Name of Director Attendance at Board meetings during the year 2017-18 Attendance at last AGM held on September 26, 2017 Number of Directorships in other companies as on March 31, 2018* Number of committee positions held in other public companies as on March 31, 2018**
Held Attended Chairman Member
Mrs. Naina Lal Kidwai [Independent Director & Chairman]# DIN: 00017806 5 5^ Yes 6 - 4
Mr. Mohit Talwar [Managing Director] DIN: 02394694 5 5 Yes 7 1 3
Mr. Rajesh Khanna [Independent Director] DIN: 00032562 5 5 No 3 - 0
Mr. Aman Mehta [Independent Director] DIN: 00009364 5 2 No 5 1 5
Mr. Ashwani Windlass [Non-Executive Director] DIN: 00042686 5 5 No 5 3 -
Mr. Dinesh Kumar Mittal [Independent Director] DIN: 00040000 5 3 Yes 11 - 7
Mr. Sanjay Omprakash Nayar [Non-Executive Director] DIN: 00002615 5 3^^ No 17 - 2

* Excluding Foreign Companies and Companies formed under Section 8 of the Companies Act, 2013 / Section 25 of the Companies Act, 1956

** Represents Memberships/Chairmanships of Audit Committee and Stakeholders’ Relationship Committee of Indian Public Limited Companies, other than companies formed under Section 8 of the Companies Act, 2013 / Section 25 of the Companies Act, 1956

^ Two meetings attended through Video Conferencing.

^^ Two meetings attended through Video Conferencing.

# Ceased to be Chairman of the Board with effect from July 23, 2018

Details of Board meetings held during the year ended March 31, 2018:

S. No. Date Board Strength No. of Directors present
1 May 30, 2017 7 4
2 August 9, 2017 7 6
3 November 13, 2017 7 7
4 February 9, 2018 7 4
5 March 21, 2018 7 7

There were no inter-se relationships between our Board members, as on March 31, 2018.
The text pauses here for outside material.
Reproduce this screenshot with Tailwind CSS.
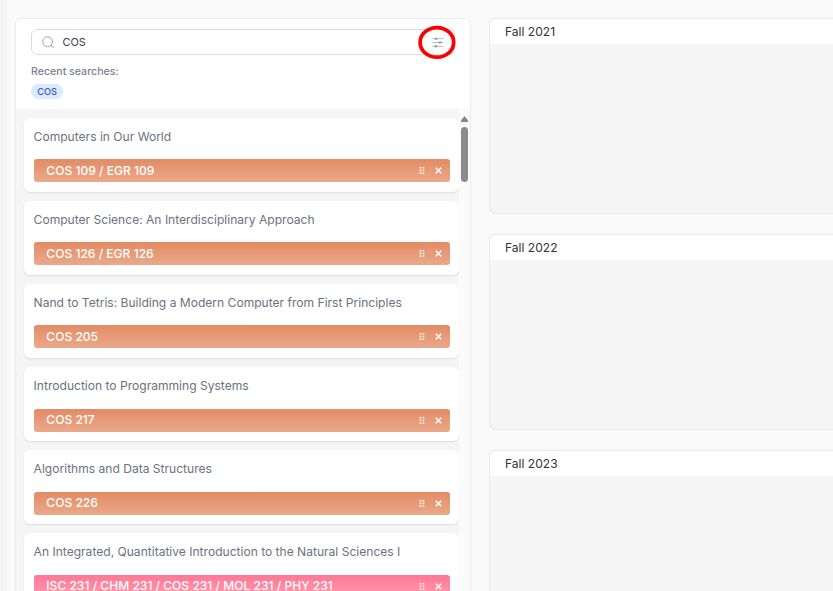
<!DOCTYPE html>
<html lang="en">
<head>
<meta charset="utf-8">
<title>Course planner</title>
<script src="https://cdn.jsdelivr.net/npm/@tailwindcss/browser@4"></script>
</head>
<body class="h-[591px] w-[833px] overflow-hidden bg-[#fafafa] font-['Inter',sans-serif]">
<svg class="hidden">
  <symbol id="grip" viewBox="0 0 6 9"><g fill="#fff" fill-opacity=".85"><rect x=".5" y=".9" width="1.8" height="1.6"/><rect x="3.5" y=".9" width="1.8" height="1.6"/><rect x=".5" y="3.6" width="1.8" height="1.6"/><rect x="3.5" y="3.6" width="1.8" height="1.6"/><rect x=".5" y="6.3" width="1.8" height="1.6"/><rect x="3.5" y="6.3" width="1.8" height="1.6"/></g></symbol>
  <symbol id="cross" viewBox="0 0 7 7"><path d="M.8.8l5.4 5.4M6.2.8L.8 6.2" stroke="#fff" stroke-width="1.5" fill="none"/></symbol>
</svg>
<div class="flex h-full overflow-hidden">
  <div class="w-[7px] shrink-0 bg-[#f5f5f5]"></div>
  <section class="mt-[18px] ml-2 flex h-[600px] w-[456px] shrink-0 flex-col overflow-hidden rounded-t-md border border-[#ececee] bg-[#f5f5f5]">
    <header class="relative h-[90px] shrink-0 bg-white pt-[10px] pl-[15px]">
      <div class="flex h-[26px] w-[424px] items-center rounded-md border border-[#d9dce2] pl-[10px]">
        <svg class="size-[13px]" viewBox="0 0 13 13" fill="none" stroke="#9ca3af" stroke-width="1" stroke-linecap="round"><circle cx="5.6" cy="5.7" r="4.9"/><path d="M9.2 9.3l2.4 2.5"/></svg>
        <span class="ml-[7.5px] text-[10.9px] leading-none text-[#374151]">COS</span>
        <svg class="mr-[10px] ml-auto h-[11px] w-3" viewBox="0 0 12 11" fill="none" stroke="#a9afba" stroke-width=".9"><path d="M.5 1.7h11M.5 5.5h11M.5 9.3h11"/><g fill="#9ca3af" stroke="none"><circle cx="4" cy="1.7" r="1.3"/><circle cx="8" cy="5.5" r="1.3"/><circle cx="4" cy="9.3" r="1.3"/></g></svg>
      </div>
      <svg class="absolute top-[6px] left-[402px] h-[35px] w-[38px]" viewBox="0 0 38 35"><ellipse cx="18.9" cy="17.4" rx="16.8" ry="14.8" fill="none" stroke="#f00" stroke-width="3.7"/></svg>
      <p class="mt-[10px] text-[10.6px] leading-[14px] font-medium text-[#7b8290]">Recent searches:</p>
      <span class="mt-[5px] flex h-[15px] w-8 items-center justify-center rounded-full bg-[#dbeafe] text-[9.2px] leading-none font-medium text-[#3b55c4]">COS</span>
    </header>
    <div class="flex min-h-0 flex-1">
      <div id="courses" class="flex w-[443px] shrink-0 flex-col gap-[9.1px] pt-[9px] pl-2"></div>
      <div class="flex flex-1 flex-col items-center bg-[#fbfbfb] pt-[7px] pr-px">
        <svg class="h-[6px] w-[7px]" viewBox="0 0 7 6"><path d="M3.5 0L7 4.5V6H0V4.5z" fill="#858585"/></svg>
        <div class="mt-[5px] h-[55px] w-[7px] rounded-full bg-[#8b8b8b]"></div>
      </div>
    </div>
  </section>
  <main id="terms" class="mt-[18px] ml-[18px] flex w-[360px] shrink-0 flex-col gap-[19.8px]"></main>
</div>
<script>
const orange = 'bg-linear-to-b from-[#e38b64] to-[#eaa98a]';
const pink = 'bg-linear-to-b from-[#ff7896] to-[#ff9ab1]';
const courses = [
  ['Computers in Our World', 'COS 109 / EGR 109', orange],
  ['Computer Science: An Interdisciplinary Approach', 'COS 126 / EGR 126', orange],
  ['Nand to Tetris: Building a Modern Computer from First Principles', 'COS 205', orange],
  ['Introduction to Programming Systems', 'COS 217', orange],
  ['Algorithms and Data Structures', 'COS 226', orange],
  ['An Integrated, Quantitative Introduction to the Natural Sciences I', 'ISC 231 / CHM 231 / COS 231 / MOL 231 / PHY 231', pink],
];
document.getElementById('courses').innerHTML = courses.map(([title, code, color]) => `
<article class="h-[74px] w-[435px] shrink-0 rounded-md bg-white pt-[9.5px] pl-[10px] shadow-[0_1px_2px_rgba(0,0,0,0.1)]">
  <h3 class="-ml-[0.4px] text-[12.07px] leading-[18px] whitespace-nowrap text-[#6b7280]">${title}</h3>
  <div class="mt-[13.8px] flex h-[23px] w-[416px] items-center rounded-[3px] pr-2 pl-[12.3px] text-[12.07px] leading-none font-medium text-white ${color}">
    <span>${code}</span>
    <svg class="ml-auto h-[9px] w-[6px]"><use href="#grip"/></svg>
    <svg class="ml-[10px] size-[7px]"><use href="#cross"/></svg>
  </div>
</article>`).join('');
document.getElementById('terms').innerHTML = ['Fall 2021', 'Fall 2022', 'Fall 2023'].map(term => `
<section class="h-[196px] shrink-0 overflow-hidden rounded-md border border-[#e9e9ea] bg-[#f5f5f5]">
  <h2 class="h-[25px] bg-white pl-[15px] text-[12.07px] leading-[26px] text-[#333]">${term}</h2>
</section>`).join('');
</script>
</body>
</html>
Mr. Sahil Vachani and Mr. Analjit Singh, who were appointed as directors after March 31, 2018, are related to each other - Mr. Sahil Vachani being son-inlow of Mr. Analjit Singh.

The details of equity shares of ₹ 2/- each held by Directors of the Company as on March 31, 2018 are: (a) Mr. Ashwani Windlass – 28,450 shares, (b) Mr. Aman Mehta – 29,000 shares, (c) Mr. Rajesh Khanna – 25,000 shares and (d) Mr. Mohit Talwar – 27,063 shares.
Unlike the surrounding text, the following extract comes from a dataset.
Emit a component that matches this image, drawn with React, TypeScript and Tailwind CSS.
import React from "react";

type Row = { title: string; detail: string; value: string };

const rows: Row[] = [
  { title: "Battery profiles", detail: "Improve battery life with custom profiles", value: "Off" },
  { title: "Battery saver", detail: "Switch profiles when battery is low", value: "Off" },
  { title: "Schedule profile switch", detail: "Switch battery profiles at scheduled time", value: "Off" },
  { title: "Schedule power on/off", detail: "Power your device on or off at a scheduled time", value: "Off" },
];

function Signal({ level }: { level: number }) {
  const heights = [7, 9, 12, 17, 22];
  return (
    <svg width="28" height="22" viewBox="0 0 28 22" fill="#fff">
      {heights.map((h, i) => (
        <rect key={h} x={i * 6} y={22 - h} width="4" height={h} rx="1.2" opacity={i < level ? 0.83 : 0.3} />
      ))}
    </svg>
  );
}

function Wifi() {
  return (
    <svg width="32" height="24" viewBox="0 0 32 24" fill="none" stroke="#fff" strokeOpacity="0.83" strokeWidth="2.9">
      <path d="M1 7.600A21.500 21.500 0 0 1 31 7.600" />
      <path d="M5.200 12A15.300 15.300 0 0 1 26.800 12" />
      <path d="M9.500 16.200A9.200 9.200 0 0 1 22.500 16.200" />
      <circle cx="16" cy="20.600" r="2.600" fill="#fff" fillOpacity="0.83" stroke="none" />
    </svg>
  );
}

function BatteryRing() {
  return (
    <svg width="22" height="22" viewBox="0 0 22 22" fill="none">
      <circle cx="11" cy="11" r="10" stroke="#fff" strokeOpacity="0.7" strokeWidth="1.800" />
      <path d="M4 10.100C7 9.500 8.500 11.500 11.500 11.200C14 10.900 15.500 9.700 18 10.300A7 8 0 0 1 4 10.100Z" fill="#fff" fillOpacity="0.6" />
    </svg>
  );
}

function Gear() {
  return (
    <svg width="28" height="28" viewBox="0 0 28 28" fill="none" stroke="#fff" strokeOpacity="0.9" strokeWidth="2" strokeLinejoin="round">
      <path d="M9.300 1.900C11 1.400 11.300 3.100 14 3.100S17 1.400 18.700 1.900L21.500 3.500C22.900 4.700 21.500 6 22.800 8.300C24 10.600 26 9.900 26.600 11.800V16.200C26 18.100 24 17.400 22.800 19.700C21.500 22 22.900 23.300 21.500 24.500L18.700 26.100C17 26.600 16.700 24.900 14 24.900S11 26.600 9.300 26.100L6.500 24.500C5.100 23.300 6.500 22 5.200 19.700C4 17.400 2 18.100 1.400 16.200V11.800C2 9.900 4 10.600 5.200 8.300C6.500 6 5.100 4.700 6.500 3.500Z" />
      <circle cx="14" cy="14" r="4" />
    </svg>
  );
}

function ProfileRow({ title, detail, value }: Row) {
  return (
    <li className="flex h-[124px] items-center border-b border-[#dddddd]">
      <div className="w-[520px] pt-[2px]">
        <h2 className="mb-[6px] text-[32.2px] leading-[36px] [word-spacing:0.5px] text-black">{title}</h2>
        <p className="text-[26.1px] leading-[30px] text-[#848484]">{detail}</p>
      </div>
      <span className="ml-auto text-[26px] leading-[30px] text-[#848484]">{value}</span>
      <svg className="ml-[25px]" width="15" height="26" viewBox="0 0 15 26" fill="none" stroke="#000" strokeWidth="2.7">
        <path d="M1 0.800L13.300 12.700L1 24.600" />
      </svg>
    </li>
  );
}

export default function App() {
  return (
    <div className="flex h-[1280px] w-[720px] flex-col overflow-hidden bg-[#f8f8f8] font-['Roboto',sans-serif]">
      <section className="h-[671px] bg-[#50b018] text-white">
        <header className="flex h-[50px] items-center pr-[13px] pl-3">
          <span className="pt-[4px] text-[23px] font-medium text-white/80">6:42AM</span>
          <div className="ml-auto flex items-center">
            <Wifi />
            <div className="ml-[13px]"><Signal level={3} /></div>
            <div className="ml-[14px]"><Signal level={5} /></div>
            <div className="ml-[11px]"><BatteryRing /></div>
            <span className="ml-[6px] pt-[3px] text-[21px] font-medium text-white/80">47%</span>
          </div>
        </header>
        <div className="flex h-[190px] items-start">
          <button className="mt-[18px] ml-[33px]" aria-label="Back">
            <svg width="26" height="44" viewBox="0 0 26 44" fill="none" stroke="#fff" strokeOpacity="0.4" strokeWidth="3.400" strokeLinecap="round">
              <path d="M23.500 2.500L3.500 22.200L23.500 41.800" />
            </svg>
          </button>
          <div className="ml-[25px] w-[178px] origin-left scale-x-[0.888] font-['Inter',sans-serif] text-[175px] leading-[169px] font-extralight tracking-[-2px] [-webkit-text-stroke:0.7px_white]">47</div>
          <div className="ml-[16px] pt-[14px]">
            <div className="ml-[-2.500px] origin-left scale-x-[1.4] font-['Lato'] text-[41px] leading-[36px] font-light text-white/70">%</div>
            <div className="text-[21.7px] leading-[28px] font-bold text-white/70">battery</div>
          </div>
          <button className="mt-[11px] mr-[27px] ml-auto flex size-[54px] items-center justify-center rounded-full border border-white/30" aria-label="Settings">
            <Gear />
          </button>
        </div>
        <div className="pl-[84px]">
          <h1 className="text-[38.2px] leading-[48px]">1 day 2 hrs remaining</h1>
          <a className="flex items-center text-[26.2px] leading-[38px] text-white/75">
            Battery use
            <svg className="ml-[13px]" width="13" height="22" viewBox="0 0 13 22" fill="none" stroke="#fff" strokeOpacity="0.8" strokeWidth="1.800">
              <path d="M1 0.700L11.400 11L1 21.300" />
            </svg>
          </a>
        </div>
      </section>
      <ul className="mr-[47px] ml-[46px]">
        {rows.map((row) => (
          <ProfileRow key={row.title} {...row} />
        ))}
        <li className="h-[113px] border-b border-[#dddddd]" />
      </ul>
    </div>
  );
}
How do we make sure our Board is effective?

The calendar for the Board and Committee meetings is fixed in advance for the whole year, along with significant agenda items. At least one Board meeting is held within 45 days from the close of each quarter to review financial results and business performance and the gap between two Board meetings does not exceed 120 days, as required by law.
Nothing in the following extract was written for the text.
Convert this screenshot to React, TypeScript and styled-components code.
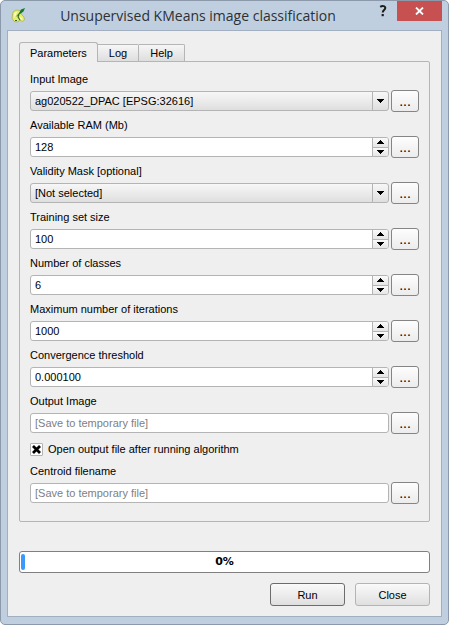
import React, { useId, useState } from "react";
import styled, { createGlobalStyle, css } from "styled-components";

const GlobalStyle = createGlobalStyle`
  * { box-sizing: border-box; }
  body {
    margin: 0;
    background: #fff;
    color: #000;
    font: 11px/14px "Liberation Sans", Arial, sans-serif;
  }
  button, input, select { font: inherit; color: inherit; margin: 0; }
`;

const Window = styled.main`
  display: flex;
  flex-direction: column;
  min-height: 100vh;
  padding: 0 6px 7px;
  background: #c0cfdf;
  border: 1px solid #8b99ab;
  border-radius: 5px;
`;

const TitleBar = styled.header`
  display: flex;
  align-items: flex-start;
  height: 29px;
  padding-left: 4px;
`;

const AppIcon = styled.svg`
  flex: none;
  width: 16px;
  height: 16px;
  margin-top: 6px;
`;

const Title = styled.h1`
  flex: 1;
  margin: 0;
  padding-top: 5px;
  text-align: center;
  white-space: nowrap;
  color: #2c3136;
  font: 14px/20px "Open Sans", "Noto Sans", sans-serif;
`;

const TitleButton = styled.button<{ $close?: boolean }>`
  flex: none;
  display: flex;
  align-items: center;
  justify-content: center;
  width: ${(p) => (p.$close ? 45 : 28)}px;
  height: 20px;
  padding: 0;
  border: 0;
  background: ${(p) => (p.$close ? "#c75050" : "transparent")};
`;

const Client = styled.div`
  flex: 1;
  display: flex;
  flex-direction: column;
  padding: 11px 11px 10px;
  background: #efefef;
  border: 1px solid #a1afc0;
`;

const Tabs = styled.div`
  display: flex;
  align-items: flex-end;
  height: 19px;
`;

const Tab = styled.button<{ $active?: boolean }>`
  position: relative;
  height: 17px;
  padding: 0 11px;
  border: 1px solid #b5b5b5;
  border-left-width: 0;
  border-bottom: 0;
  border-radius: 0 2px 0 0;
  background: linear-gradient(#f6f6f6, #dedede);
  ${(p) =>
    p.$active &&
    css`
      z-index: 1;
      height: 20px;
      margin-bottom: -1px;
      padding: 0 10px;
      border-left-width: 1px;
      border-radius: 3px 3px 0 0;
      background: #efefef;
    `}
`;

const Panel = styled.section`
  display: flex;
  flex-direction: column;
  gap: 6px;
  padding: 10px 10px 17px;
  border: 1px solid #b5b5b5;
  border-radius: 0 2px 2px 2px;
`;

const Field = styled.div`
  display: flex;
  flex-direction: column;
  gap: 4px;
`;

const Row = styled.div`
  display: flex;
  align-items: center;
  gap: 2px;
`;

const inputFrame = css`
  display: flex;
  flex: 1;
  min-width: 0;
  height: 20px;
  border: 1px solid #b4b4b4;
  border-radius: 3px;
  overflow: hidden;
`;

const TextFrame = styled.div`
  ${inputFrame}
  background: #fff;
`;

const SelectFrame = styled.div`
  ${inputFrame}
  position: relative;
  background: linear-gradient(#f7f7f7, #dfdfdf);
`;

const TextInput = styled.input`
  flex: 1;
  min-width: 0;
  padding: 0 4px;
  border: 0;
  outline: 0;
  background: transparent;
  &::placeholder { color: #808080; opacity: 1; }
`;

const Select = styled.select`
  width: 100%;
  padding: 0 20px 0 4px;
  border: 0;
  outline: 0;
  appearance: none;
  background: transparent;
`;

const SelectArrow = styled.span`
  position: absolute;
  top: 0;
  right: 0;
  bottom: 0;
  display: flex;
  align-items: center;
  justify-content: center;
  width: 16px;
  border-left: 1px solid #b4b4b4;
  pointer-events: none;
`;

const Stepper = styled.div`
  display: flex;
  flex-direction: column;
  width: 16px;
  border-left: 1px solid #b4b4b4;
`;

const StepButton = styled.button`
  flex: 1;
  display: flex;
  align-items: center;
  justify-content: center;
  padding: 0;
  border: 0;
  background: linear-gradient(#fafafa, #e6e6e6);
  & + & { border-top: 1px solid #b4b4b4; }
`;

const BrowseButton = styled.button`
  flex: none;
  display: flex;
  align-items: center;
  justify-content: center;
  width: 28px;
  height: 22px;
  padding: 0;
  border: 1px solid #858585;
  border-radius: 3px;
  background: linear-gradient(#fdfdfd, #ececec);
  font-size: 14px;
`;

const CheckRow = styled.label`
  display: flex;
  align-items: center;
  gap: 5px;
  height: 18px;
`;

const CheckBox = styled.span`
  display: grid;
  width: 13px;
  height: 13px;
  & > * { grid-area: 1 / 1; }
  svg { pointer-events: none; }
  input:not(:checked) + svg { visibility: hidden; }
`;

const CheckInput = styled.input`
  appearance: none;
  width: 13px;
  height: 13px;
  border: 1px solid #b4b4b4;
  border-radius: 1px;
  background: #fff;
`;

const Footer = styled.footer`
  display: flex;
  flex-direction: column;
  gap: 10px;
  margin-top: auto;
  padding-top: 29px;
`;

const Progress = styled.div`
  display: grid;
  align-items: center;
  height: 22px;
  padding: 1px;
  border: 1px solid #808080;
  border-radius: 3px;
  background: #fff;
  text-align: center;
  font-weight: bold;
  & > * { grid-area: 1 / 1; }
`;

const ProgressText = styled.span`
  font-family: "DejaVu Sans", sans-serif;
`;

const ProgressFill = styled.span`
  width: 4px;
  height: 16px;
  border-radius: 2px;
  background: #3b99fc;
`;

const Actions = styled.div`
  display: flex;
  justify-content: flex-end;
  gap: 10px;
`;

const ActionButton = styled.button<{ $primary?: boolean }>`
  width: 75px;
  height: 23px;
  padding: 0;
  border: 1px solid ${(p) => (p.$primary ? "#6c6c6c" : "#b4b4b4")};
  border-radius: 3px;
  background: linear-gradient(#fafafa, #dfdfdf);
`;

function Arrow({ up }: { up?: boolean }) {
  return (
    <svg width="7" height="4" viewBox="0 0 7 4" shapeRendering="crispEdges" aria-hidden="true">
      <path d={up ? "M3 0h1v1h1v1h1v1h1v1H0V3h1V2h1V1h1z" : "M0 0h7v1H6v1H5v1H4v1H3V3H2V2H1V1H0z"} />
    </svg>
  );
}

type FieldProps = { label: string; value?: string; placeholder?: string };

function Browse({ label }: { label: string }) {
  return <BrowseButton type="button" aria-label={`Browse ${label}`}>...</BrowseButton>;
}

function SelectField({ label, value }: FieldProps) {
  const id = useId();
  return (
    <Field>
      <label htmlFor={id}>{label}</label>
      <Row>
        <SelectFrame>
          <Select id={id} defaultValue={value}>
            <option>{value}</option>
          </Select>
          <SelectArrow><Arrow /></SelectArrow>
        </SelectFrame>
        <Browse label={label} />
      </Row>
    </Field>
  );
}

function NumberField({ label, value = "0" }: FieldProps) {
  const id = useId();
  const [text, setText] = useState(value);
  const decimals = (value.split(".")[1] || "").length;
  const step = (direction: number) =>
    setText((Number(text) + direction * 10 ** -decimals).toFixed(decimals));
  return (
    <Field>
      <label htmlFor={id}>{label}</label>
      <Row>
        <TextFrame>
          <TextInput id={id} inputMode="decimal" value={text} onChange={(e) => setText(e.target.value)} />
          <Stepper>
            <StepButton type="button" aria-label={`Increase ${label}`} onClick={() => step(1)}><Arrow up /></StepButton>
            <StepButton type="button" aria-label={`Decrease ${label}`} onClick={() => step(-1)}><Arrow /></StepButton>
          </Stepper>
        </TextFrame>
        <Browse label={label} />
      </Row>
    </Field>
  );
}

function FileField({ label, placeholder }: FieldProps) {
  const id = useId();
  return (
    <Field>
      <label htmlFor={id}>{label}</label>
      <Row>
        <TextFrame><TextInput id={id} placeholder={placeholder} /></TextFrame>
        <Browse label={label} />
      </Row>
    </Field>
  );
}

export default function App() {
  return (
    <>
      <GlobalStyle />
      <Window>
        <TitleBar>
          <AppIcon viewBox="0 0 16 16" aria-hidden="true">
            <path d="M2 5 5 3l4 .5L11 8l2 2 .5 3-2 1.500L8.500 13 7 15l-4-.5L1 11z" fill="#e6ee6c" stroke="#a9b455" strokeWidth=".8" />
            <path d="M3 6.500 6 4.500 5 8l-1.500 3zM9 10l2.500 1-.5 2-2-1z" fill="#fafbc0" />
            <path d="M4.500 10 8 6l2-3.500L14 1l-1.500 3.500L9 7z" fill="#137a2b" />
            <path d="M8 7.500 7 10l2 3M4 13.500h2" fill="none" stroke="#3d6526" strokeWidth="1.200" />
          </AppIcon>
          <Title>Unsupervised KMeans image classification</Title>
          <TitleButton type="button" aria-label="Help">
            <svg width="8" height="12" viewBox="0 0 8 12" aria-hidden="true">
              <path d="M1.200 1.800C3 .7 6.300.7 6.300 3c0 2-2.600 2-2.600 4.600" fill="none" stroke="#1c1c1c" strokeWidth="2" />
              <path d="M2.600 9h2.200v2.200H2.600z" fill="#1c1c1c" />
            </svg>
          </TitleButton>
          <TitleButton type="button" aria-label="Close window" $close>
            <svg width="9" height="8" viewBox="0 0 9 8" aria-hidden="true">
              <path d="m1 .5 7 7m0-7-7 7" stroke="#fff" strokeWidth="1.800" />
            </svg>
          </TitleButton>
        </TitleBar>
        <Client>
          <Tabs role="tablist">
            <Tab type="button" role="tab" aria-selected="true" $active>Parameters</Tab>
            <Tab type="button" role="tab" aria-selected="false">Log</Tab>
            <Tab type="button" role="tab" aria-selected="false">Help</Tab>
          </Tabs>
          <Panel role="tabpanel" aria-label="Parameters">
            <SelectField label="Input Image" value="ag020522_DPAC [EPSG:32616]" />
            <NumberField label="Available RAM (Mb)" value="128" />
            <SelectField label="Validity Mask [optional]" value="[Not selected]" />
            <NumberField label="Training set size" value="100" />
            <NumberField label="Number of classes" value="6" />
            <NumberField label="Maximum number of iterations" value="1000" />
            <NumberField label="Convergence threshold" value="0.000100" />
            <FileField label="Output Image" placeholder="[Save to temporary file]" />
            <CheckRow>
              <CheckBox>
                <CheckInput type="checkbox" defaultChecked />
                <svg width="13" height="13" viewBox="0 0 13 13" aria-hidden="true">
                  <path d="m3 3 7 7m0-7-7 7" stroke="#000" strokeWidth="2.800" />
                </svg>
              </CheckBox>
              Open output file after running algorithm
            </CheckRow>
            <FileField label="Centroid filename" placeholder="[Save to temporary file]" />
          </Panel>
          <Footer>
            <Progress role="progressbar" aria-valuenow={0} aria-valuemin={0} aria-valuemax={100}>
              <ProgressFill />
              <ProgressText>0%</ProgressText>
            </Progress>
            <Actions>
              <ActionButton type="button" $primary>Run</ActionButton>
              <ActionButton type="button">Close</ActionButton>
            </Actions>
          </Footer>
        </Client>
      </Window>
    </>
  );
}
Apart from the aforesaid four meetings, additional Board meetings are also convened to meet business exigencies, as required. Matters of exigency are approved by the Directors by resolutions passed by circulation as permissible under the provisions of the Companies Act, 2013.

Meetings of Committees of Board are generally held prior to the Board meeting. The Chairpersons of the respective Committees brief the Board about the proceedings of the Committee meetings and its recommendations on matters that the Board needs to consider and approve.

All Agenda items are accompanied by comprehensive notes on the related subject and in certain areas such as business plans / business reviews and financial results, detailed presentations are made to the Board members. The materials for the Board and committee meetings are generally circulated (electronically in a secure dedicated portal) seven days in advance. The Board is regularly updated on the key risks and the steps and process initiated for managing, reducing and, if feasible, eliminating various risks. Business risk evaluation and management is an ongoing process with the Company.

To enable the Board to discharge its responsibilities effectively, members of the Board are apprised on the overall performance of the Company and its subsidiary at every Board meeting. The Board has complete access to all the relevant information within the Company and all its employees. Senior Management is invited to attend the Board / Committee meetings to provide detailed insight into the items being discussed.

Further, the Company has made familiarization programmes to familiarize Independent Directors with the Company, their roles, rights, responsibilities in the Company, nature of the industry in which the Company operates, business model of the Company, etc. The detail of such familiarization programme is available at the following link of website of the Company www. maxfinancialservices.com/shareholder-information.

CODE OF GOVERNANCE

In compliance with Regulation 26(3) of SEBI (Listing Obligations and Disclosure Requirements) Regulations, 2015 (“Listing Regulations”), the Company had adopted a Code of Conduct for the Directors and senior management of the Company (‘the Code’), a copy of which is available on the Company’s website www. maxfinancialservices.com. All the members of the Board of Directors and senior management personnel had affirmed compliance with the above mentioned regulation including Code for the financial year ended 31st March, 2018 and a declaration to this effect signed by the Managing Director forms part of this report as Annexure- I.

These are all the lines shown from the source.